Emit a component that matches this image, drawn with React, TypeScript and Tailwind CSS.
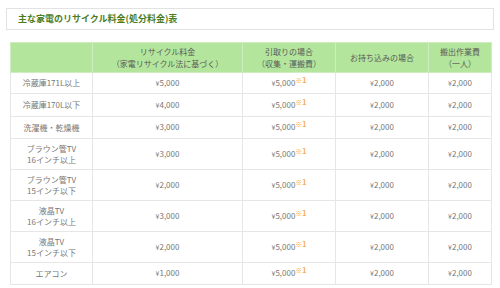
const rows: { name: string[]; fee: string; h: string }[] = [
  { name: ["冷蔵庫171L以上"], fee: "¥5,000", h: "h-[21px]" },
  { name: ["冷蔵庫170L以下"], fee: "¥4,000", h: "h-[23px]" },
  { name: ["洗濯機・乾燥機"], fee: "¥3,000", h: "h-[22px]" },
  { name: ["ブラウン管TV", "16インチ以上"], fee: "¥3,000", h: "h-[31px]" },
  { name: ["ブラウン管TV", "15インチ以下"], fee: "¥2,000", h: "h-[31px]" },
  { name: ["液晶TV", "16インチ以上"], fee: "¥3,000", h: "h-[31px]" },
  { name: ["液晶TV", "15インチ以下"], fee: "¥2,000", h: "h-[31px]" },
  { name: ["エアコン"], fee: "¥1,000", h: "h-[22px]" },
];

function Yen({ v }: { v: string }) {
  return (
    <span>
      <span className="text-[7px]">¥</span>
      {v.slice(1)}
    </span>
  );
}

export default function App() {
  return (
    <div
      className="h-[288px] w-[500px] overflow-hidden bg-white pt-[8px]"
      style={{ fontFamily: '"Noto Sans CJK JP", "Noto Sans", sans-serif' }}
    >
      <div className="mx-[6px] flex h-[22px] items-center border border-[#e2e2e2] pl-[11px]">
        <h1 className="text-[9px] font-bold text-[#4b7d1f]">
          主な家電のリサイクル料金(処分料金)表
        </h1>
      </div>

      <table className="ml-[10px] mt-[12px] w-[481px] table-fixed border-collapse text-center text-[8px] leading-[11.5px] text-[#777]">
        <colgroup>
          <col className="w-[82px]" />
          <col className="w-[150px]" />
          <col className="w-[93px]" />
          <col className="w-[93px]" />
          <col className="w-[63px]" />
        </colgroup>
        <thead>
          <tr className="h-[30px] bg-[#b3e69c] text-[#5a5a5a]">
            <th className="border border-[#cfeebf] font-normal"></th>
            <th className="border border-[#cfeebf] font-normal">
              リサイクル料金
              <br />
              （家電リサイクル法に基づく）
            </th>
            <th className="border border-[#cfeebf] font-normal">
              引取りの場合
              <br />
              （収集・運搬費）
            </th>
            <th className="border border-[#cfeebf] font-normal">お持ち込みの場合</th>
            <th className="border border-[#cfeebf] font-normal">
              搬出作業費
              <br />
              （一人）
            </th>
          </tr>
        </thead>
        <tbody>
          {rows.map((r) => (
            <tr key={r.name.join()} className={r.h}>
              <td className="border border-[#e6e6e6]">
                {r.name.map((n, i) => (
                  <div key={i}>{n}</div>
                ))}
              </td>
              <td className="border border-[#e6e6e6]">
                <Yen v={r.fee} />
              </td>
              <td className="border border-[#e6e6e6]">
                <span className="relative">
                  <Yen v="¥5,000" />
                  <span className="relative -top-[3px] text-[7px] font-bold text-[#f4a94a]">※1</span>
                </span>
              </td>
              <td className="border border-[#e6e6e6]">
                <Yen v="¥2,000" />
              </td>
              <td className="border border-[#e6e6e6]">
                <Yen v="¥2,000" />
              </td>
            </tr>
          ))}
        </tbody>
      </table>
    </div>
  );
}
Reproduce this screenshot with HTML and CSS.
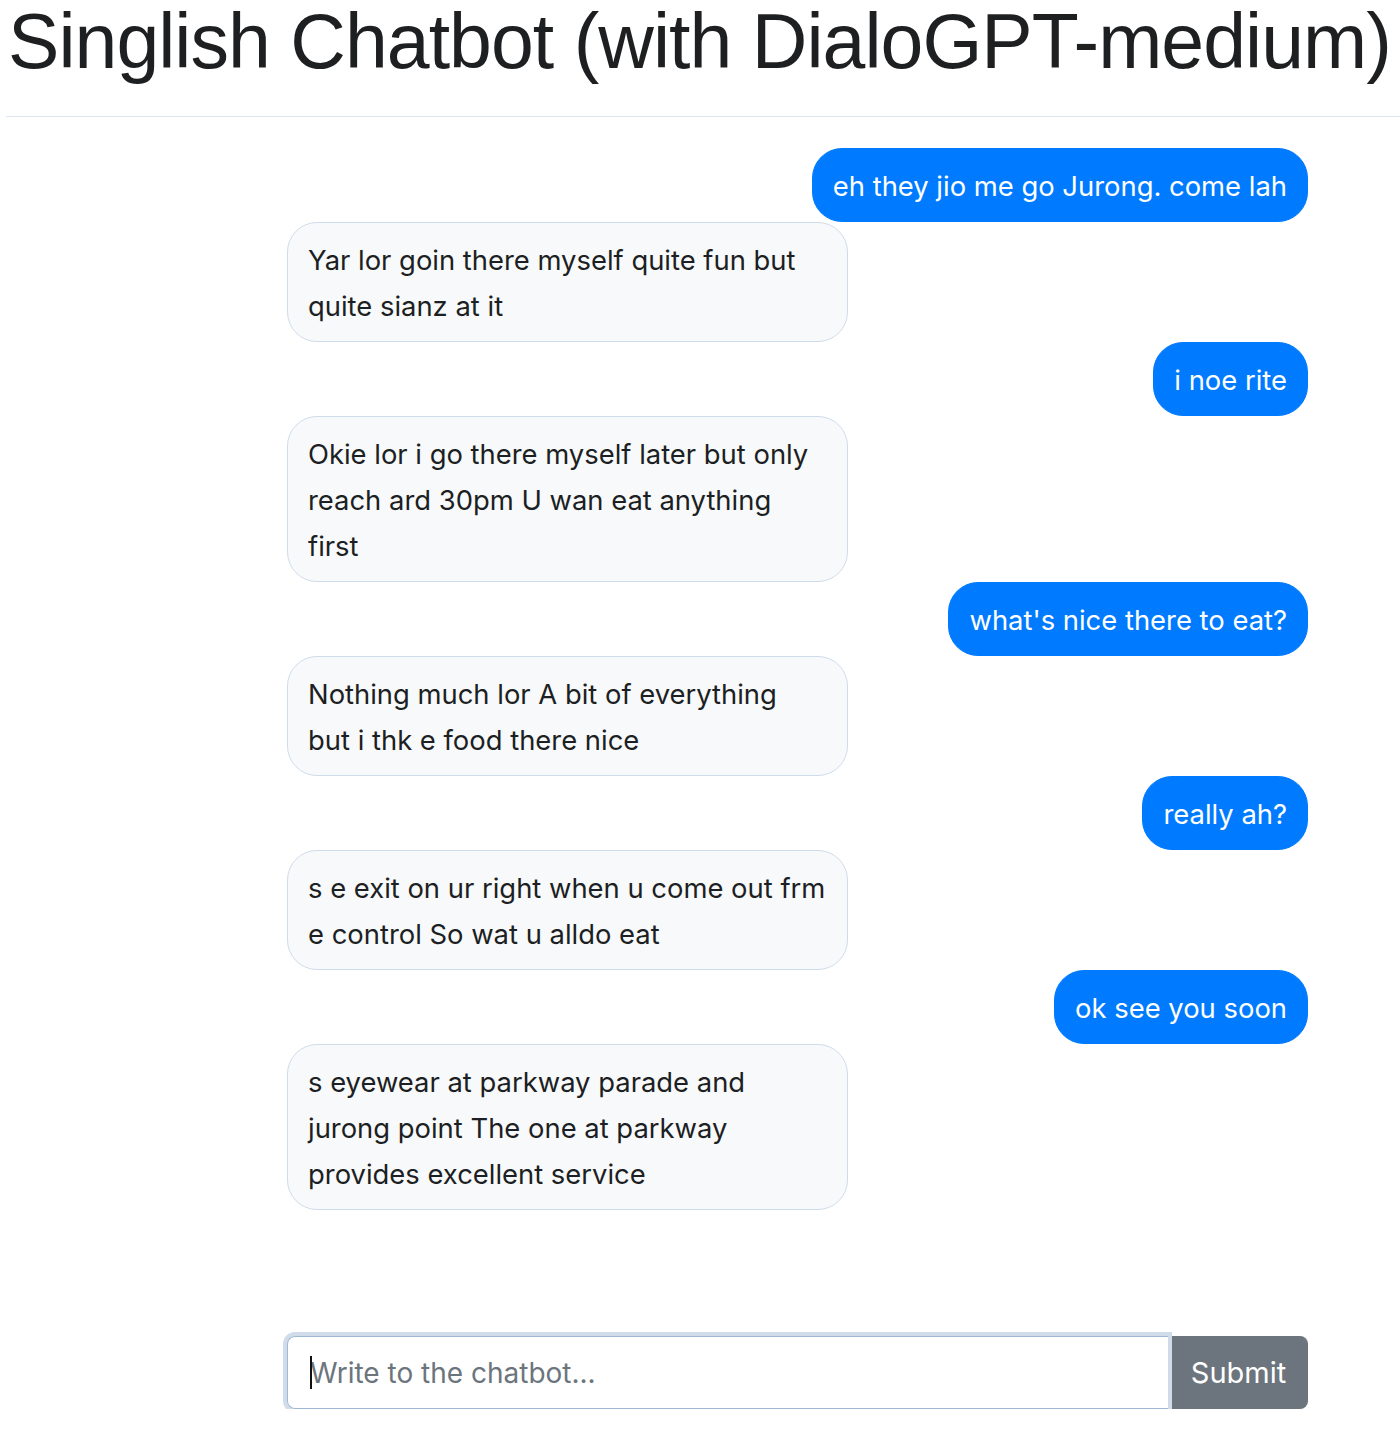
FILE: index.html
```html
<!DOCTYPE html>
<html lang="en">
<head>
<meta charset="utf-8">
<title>Singlish Chatbot</title>
<link rel="stylesheet" href="styles.css">
</head>
<body>
<h1 class="title">Singlish Chatbot (with DialoGPT-medium)</h1>
<hr class="rule">
<main class="chat">
  <div class="messages">
    <div class="msg user">eh they jio me go Jurong. come lah</div>
    <div class="msg bot">Yar lor goin there myself quite fun but<br>quite sianz at it</div>
    <div class="msg user">i noe rite</div>
    <div class="msg bot">Okie lor i go there myself later but only<br>reach ard 30pm U wan eat anything<br>first</div>
    <div class="msg user">what's nice there to eat?</div>
    <div class="msg bot">Nothing much lor A bit of everything<br>but i thk e food there nice</div>
    <div class="msg user">really ah?</div>
    <div class="msg bot">s e exit on ur right when u come out frm<br>e control So wat u alldo eat</div>
    <div class="msg user">ok see you soon</div>
    <div class="msg bot">s eyewear at parkway parade and<br>jurong point The one at parkway<br>provides excellent service</div>
  </div>
  <form class="composer">
    <div class="field">
      <span class="caret"></span>
      <input class="input" type="text" placeholder="Write to the chatbot...">
    </div>
    <button class="submit" type="button">Submit</button>
  </form>
</main>
</body>
</html>
```
FILE: styles.css
```css
html, body {
  margin: 0;
  padding: 0;
  background: #ffffff;
}
body {
  width: 1400px;
  font-family: Inter, "Noto Sans", sans-serif;
  color: #212529;
}
.title {
  margin: 0;
  padding: 3px 0 0 8px;
  font-family: "Liberation Sans", Arial, sans-serif;
  font-weight: 400;
  font-size: 77px;
  letter-spacing: -0.97px;
  line-height: 1;
  color: #1e1f21;
  white-space: nowrap;
}
.rule {
  margin: 36px 0 0 6px;
  border: 0;
  border-top: 1px solid #dde6ef;
  height: 0;
}
.chat {
  margin: 31px 0 0 287px;
  width: 1021px;
}
.messages {
  display: flex;
  flex-direction: column;
}
.msg {
  font-size: 27.4px;
  line-height: 46px;
  padding: 14px 20px 12px;
  border-radius: 30px;
  border: 1px solid transparent;
  white-space: nowrap;
}
.user {
  align-self: flex-end;
  background: #007bff;
  border-color: #007bff;
  color: #ffffff;
}
.bot {
  align-self: flex-start;
  width: 519px;
  background: #f8f9fa;
  border-color: #cfdceb;
  color: #1c1f23;
}
.composer {
  display: flex;
  margin-top: 126px;
}
.field {
  position: relative;
  flex: 1;
  display: flex;
  border-radius: 8px 0 0 8px;
  box-shadow: 0 0 0 4px #d0dcea;
}
.input {
  flex: 1;
  height: 73px;
  box-sizing: border-box;
  margin: 0;
  padding: 0 22px;
  font-family: Inter, "Noto Sans", sans-serif;
  font-size: 28px;
  color: #495057;
  background: #ffffff;
  border: 1px solid #9fb8d3;
  border-right: 0;
  border-radius: 8px 0 0 8px;
  outline: none;
}
.input::placeholder {
  color: #6c757d;
}
.caret {
  position: absolute;
  left: 23px;
  top: 20px;
  width: 2px;
  height: 33px;
  background: #111111;
}
.submit {
  width: 140px;
  height: 73px;
  margin: 0;
  padding: 0;
  font-family: Inter, "Noto Sans", sans-serif;
  font-size: 29px;
  color: #ffffff;
  background: #6c757d;
  border: 1px solid #6c757d;
  border-left: 2px solid #3b6fb6;
  border-radius: 0 8px 8px 0;
}
```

----

# What to do
Leave out the pictures and repeat everything else in the records exactly.

# Solved problem
Emit a component that matches this image, drawn with React, TypeScript and Tailwind CSS.
const rows: { name: string[]; fee: string; h: string }[] = [
  { name: ["冷蔵庫171L以上"], fee: "¥5,000", h: "h-[21px]" },
  { name: ["冷蔵庫170L以下"], fee: "¥4,000", h: "h-[23px]" },
  { name: ["洗濯機・乾燥機"], fee: "¥3,000", h: "h-[22px]" },
  { name: ["ブラウン管TV", "16インチ以上"], fee: "¥3,000", h: "h-[31px]" },
  { name: ["ブラウン管TV", "15インチ以下"], fee: "¥2,000", h: "h-[31px]" },
  { name: ["液晶TV", "16インチ以上"], fee: "¥3,000", h: "h-[31px]" },
  { name: ["液晶TV", "15インチ以下"], fee: "¥2,000", h: "h-[31px]" },
  { name: ["エアコン"], fee: "¥1,000", h: "h-[22px]" },
];

function Yen({ v }: { v: string }) {
  return (
    <span>
      <span className="text-[7px]">¥</span>
      {v.slice(1)}
    </span>
  );
}

export default function App() {
  return (
    <div
      className="h-[288px] w-[500px] overflow-hidden bg-white pt-[8px]"
      style={{ fontFamily: '"Noto Sans CJK JP", "Noto Sans", sans-serif' }}
    >
      <div className="mx-[6px] flex h-[22px] items-center border border-[#e2e2e2] pl-[11px]">
        <h1 className="text-[9px] font-bold text-[#4b7d1f]">
          主な家電のリサイクル料金(処分料金)表
        </h1>
      </div>

      <table className="ml-[10px] mt-[12px] w-[481px] table-fixed border-collapse text-center text-[8px] leading-[11.5px] text-[#777]">
        <colgroup>
          <col className="w-[82px]" />
          <col className="w-[150px]" />
          <col className="w-[93px]" />
          <col className="w-[93px]" />
          <col className="w-[63px]" />
        </colgroup>
        <thead>
          <tr className="h-[30px] bg-[#b3e69c] text-[#5a5a5a]">
            <th className="border border-[#cfeebf] font-normal"></th>
            <th className="border border-[#cfeebf] font-normal">
              リサイクル料金
              <br />
              （家電リサイクル法に基づく）
            </th>
            <th className="border border-[#cfeebf] font-normal">
              引取りの場合
              <br />
              （収集・運搬費）
            </th>
            <th className="border border-[#cfeebf] font-normal">お持ち込みの場合</th>
            <th className="border border-[#cfeebf] font-normal">
              搬出作業費
              <br />
              （一人）
            </th>
          </tr>
        </thead>
        <tbody>
          {rows.map((r) => (
            <tr key={r.name.join()} className={r.h}>
              <td className="border border-[#e6e6e6]">
                {r.name.map((n, i) => (
                  <div key={i}>{n}</div>
                ))}
              </td>
              <td className="border border-[#e6e6e6]">
                <Yen v={r.fee} />
              </td>
              <td className="border border-[#e6e6e6]">
                <span className="relative">
                  <Yen v="¥5,000" />
                  <span className="relative -top-[3px] text-[7px] font-bold text-[#f4a94a]">※1</span>
                </span>
              </td>
              <td className="border border-[#e6e6e6]">
                <Yen v="¥2,000" />
              </td>
              <td className="border border-[#e6e6e6]">
                <Yen v="¥2,000" />
              </td>
            </tr>
          ))}
        </tbody>
      </table>
    </div>
  );
}
Reproduce this screenshot with HTML and CSS.
FILE: index.html
```html
<!DOCTYPE html>
<html lang="en">
<head>
<meta charset="utf-8">
<title>Singlish Chatbot</title>
<link rel="stylesheet" href="styles.css">
</head>
<body>
<h1 class="title">Singlish Chatbot (with DialoGPT-medium)</h1>
<hr class="rule">
<main class="chat">
  <div class="messages">
    <div class="msg user">eh they jio me go Jurong. come lah</div>
    <div class="msg bot">Yar lor goin there myself quite fun but<br>quite sianz at it</div>
    <div class="msg user">i noe rite</div>
    <div class="msg bot">Okie lor i go there myself later but only<br>reach ard 30pm U wan eat anything<br>first</div>
    <div class="msg user">what's nice there to eat?</div>
    <div class="msg bot">Nothing much lor A bit of everything<br>but i thk e food there nice</div>
    <div class="msg user">really ah?</div>
    <div class="msg bot">s e exit on ur right when u come out frm<br>e control So wat u alldo eat</div>
    <div class="msg user">ok see you soon</div>
    <div class="msg bot">s eyewear at parkway parade and<br>jurong point The one at parkway<br>provides excellent service</div>
  </div>
  <form class="composer">
    <div class="field">
      <span class="caret"></span>
      <input class="input" type="text" placeholder="Write to the chatbot...">
    </div>
    <button class="submit" type="button">Submit</button>
  </form>
</main>
</body>
</html>
```
FILE: styles.css
```css
html, body {
  margin: 0;
  padding: 0;
  background: #ffffff;
}
body {
  width: 1400px;
  font-family: Inter, "Noto Sans", sans-serif;
  color: #212529;
}
.title {
  margin: 0;
  padding: 3px 0 0 8px;
  font-family: "Liberation Sans", Arial, sans-serif;
  font-weight: 400;
  font-size: 77px;
  letter-spacing: -0.97px;
  line-height: 1;
  color: #1e1f21;
  white-space: nowrap;
}
.rule {
  margin: 36px 0 0 6px;
  border: 0;
  border-top: 1px solid #dde6ef;
  height: 0;
}
.chat {
  margin: 31px 0 0 287px;
  width: 1021px;
}
.messages {
  display: flex;
  flex-direction: column;
}
.msg {
  font-size: 27.4px;
  line-height: 46px;
  padding: 14px 20px 12px;
  border-radius: 30px;
  border: 1px solid transparent;
  white-space: nowrap;
}
.user {
  align-self: flex-end;
  background: #007bff;
  border-color: #007bff;
  color: #ffffff;
}
.bot {
  align-self: flex-start;
  width: 519px;
  background: #f8f9fa;
  border-color: #cfdceb;
  color: #1c1f23;
}
.composer {
  display: flex;
  margin-top: 126px;
}
.field {
  position: relative;
  flex: 1;
  display: flex;
  border-radius: 8px 0 0 8px;
  box-shadow: 0 0 0 4px #d0dcea;
}
.input {
  flex: 1;
  height: 73px;
  box-sizing: border-box;
  margin: 0;
  padding: 0 22px;
  font-family: Inter, "Noto Sans", sans-serif;
  font-size: 28px;
  color: #495057;
  background: #ffffff;
  border: 1px solid #9fb8d3;
  border-right: 0;
  border-radius: 8px 0 0 8px;
  outline: none;
}
.input::placeholder {
  color: #6c757d;
}
.caret {
  position: absolute;
  left: 23px;
  top: 20px;
  width: 2px;
  height: 33px;
  background: #111111;
}
.submit {
  width: 140px;
  height: 73px;
  margin: 0;
  padding: 0;
  font-family: Inter, "Noto Sans", sans-serif;
  font-size: 29px;
  color: #ffffff;
  background: #6c757d;
  border: 1px solid #6c757d;
  border-left: 2px solid #3b6fb6;
  border-radius: 0 8px 8px 0;
}
```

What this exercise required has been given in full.